Once typhoid is diagnosed, the baby’s paediatrician may prescribe a list of antibiotics to kill the bacteria. The treatment for typhoid fever in children includes administering medicines for up to two weeks, or the duration it is prescribed for. It is advisable to not buy these antibiotics over the counter or self-medicate. The doctor’s prescription will ensure that your baby or toddler gets the right type of medication and the correct dosage based on his/her age and weight.

If your little one is severely ill and cannot eat or drink, the doctor will suggest that he/she be admitted to the hospital. Fluids, antibiotics, and nutrients will be given to the baby through a drip. However, most of the babies and toddlers can be taken care of at home during their recovery phase. It is essential to ensure that your little one is given the full course of antibiotics. While at home, your baby can recover faster if you follow these tips:

  • Ensure your baby gets enough food and fluids: The typhoid fever will leave your baby devoid of essential fluids lost during sweating, vomiting, and diarrhoea. So ensure that your baby drinks enough water. The paediatrician might also suggest the oral rehydration solution (ORS) for your little one. A baby with typhoid infection may experience a loss in appetite, it is essential that he/she gets regular nutrition to retain energy levels in order to recover. If your baby is still being breastfed, offer breast milk frequently or let the baby nurse for as long as possible. For toddlers, meals must be broken down into smaller portions and distributed throughout the day.
  • Make sure your baby gets enough rest: Your baby needs a lot of rest while recovering from the fever until the symptoms have completely passed. This helps the body become strong faster.
  • Sponge bath your baby: If you don’t wish to bathe your baby every day when he is ill, you must sponge bath him every day or every alternate day. Change clothing every day so your baby feels refreshed and clean.

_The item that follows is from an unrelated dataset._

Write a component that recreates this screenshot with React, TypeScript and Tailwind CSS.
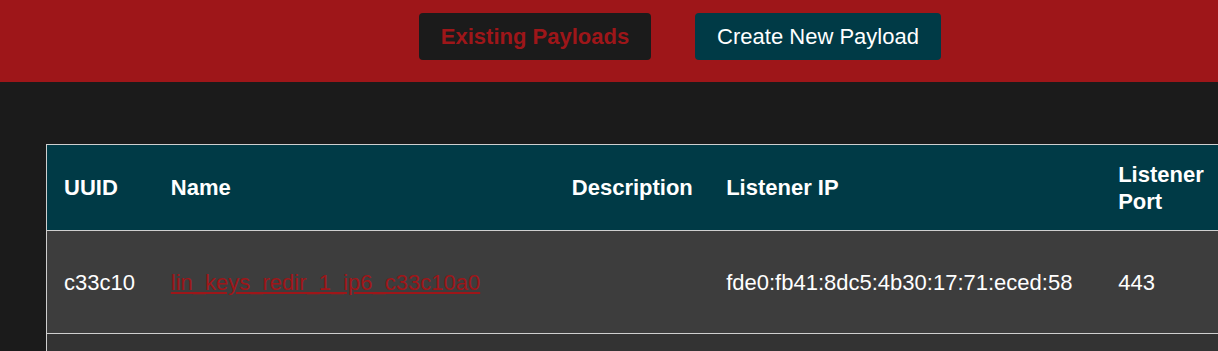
const COLUMNS = [
  { label: "UUID", width: "w-[107px]" },
  { label: "Name", width: "w-[400px]" },
  { label: "Description", width: "w-[154px]" },
  { label: "Listener IP", width: "w-[391px]" },
  { label: "Listener Port", width: "w-[124px]" },
];

const PAYLOADS = [
  {
    uuid: "c33c10",
    name: "lin_keys_redir_1_ip6_c33c10a0",
    description: "",
    ip: "fde0:fb41:8dc5:4b30:17:71:eced:58",
    port: "443",
  },
];

export default function App() {
  return (
    <div
      className="min-h-screen overflow-hidden bg-[#1b1b1b] text-[22px] text-white"
      style={{ fontFamily: '"Liberation Sans", Arial, sans-serif' }}
    >
      <header className="flex h-[82px] items-start gap-[44px] bg-[#9e1619] pl-[419px] pt-[13px]">
        <button className="h-[47px] w-[232px] rounded-[4px] bg-[#1b1b1b] font-bold text-[#9e1619]">
          Existing Payloads
        </button>
        <button className="h-[47px] w-[246px] rounded-[4px] bg-[#003a46] text-white">
          Create New Payload
        </button>
      </header>

      <main className="pl-[46px] pt-[62px]">
        <table className="w-[1180px] table-fixed border-collapse border border-[#cfcfcf] text-left">
          <thead>
            <tr className="h-[86px] bg-[#003a46]">
              {COLUMNS.map((c) => (
                <th
                  key={c.label}
                  className={`${c.width} pl-[17px] pr-[18px] align-middle font-bold leading-[27px]`}
                >
                  {c.label}
                </th>
              ))}
            </tr>
          </thead>
          <tbody>
            {PAYLOADS.map((p) => (
              <tr key={p.uuid} className="h-[103px] border-t border-[#cfcfcf] bg-[#3d3d3d]">
                <td className="pl-[17px] pr-[18px]">{p.uuid}</td>
                <td className="pl-[17px] pr-[18px]">
                  <a href="#" className="text-[#9e1619] underline">
                    {p.name}
                  </a>
                </td>
                <td className="pl-[17px] pr-[18px]">{p.description}</td>
                <td className="pl-[17px] pr-[18px] whitespace-nowrap">{p.ip}</td>
                <td className="pl-[17px] pr-[18px]">{p.port}</td>
              </tr>
            ))}
            <tr className="h-[60px] border-t border-[#cfcfcf] bg-[#333333]">
              <td colSpan={5} />
            </tr>
          </tbody>
        </table>
      </main>
    </div>
  );
}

Are There Any Preventive Measures?

The Government of Indian along with the Indian Academy of Paediatrics has recommended a vaccine for the prevention of typhoid. It is administered to babies between the ages of 9 and 12 months. Two booster injections are given in a span of two years, between 4 and 6 years. Although the vaccine is an important preventive measure, there are few other steps that help as well.

  • Use Clean Water: Ensure that your family and baby always drink and use clean water. Contaminated and unclean water is the key to most illnesses. Boil the water or filter it before giving it to your baby.
  • Ensure Your Baby Gets Proper Nutrition: There is no evidence that typhoid is transmitted through breast milk. Therefore, continue to breastfeed your baby. If your little one is older, provide varied, healthy meals that include proteins, dairy products, fruits, and vegetables with every meal.
  • Maintain Hygiene: You must follow good hygiene and wash hands thoroughly with water and soap before eating, cooking, feeding the baby, after using the toilet, after touching pets, and after changing the baby’s nappy. Bathe the baby daily to keep the germs away. Keep the kitchen and surfaces clean and tidy and throw away expired food products.

What Are the Typhoid Vaccines?

Typhoid is quite a common illness in India, Southeast Asia, and Papua New Guinea. If you are travelling to these countries or live in them, your baby could be at a greater risk of contracting this disease. The right type of vaccination will protect your baby from being infected with the Salmonella Typhi bacteria. The two types of vaccines that are available for children include:

  • Injection: This type of vaccine is injected into the arms of children up to two years of age.
  • Oral: Vivotif oral or other oral vaccines are given to children who are six years or older.

The vaccines offer protection to the child for up to three years. Ensure that your child is vaccinated during the initial years of development to avoid an infection.

If typhoid is diagnosed at the right time, your baby has a greater chance of recovery. When delayed, typhoid can be fatal. Hence, even a small health concern should be discussed with a doctor to avoid any complications. Also, you must take good care of your little one, which you already do, and take preventive measures to keep the disease at bay.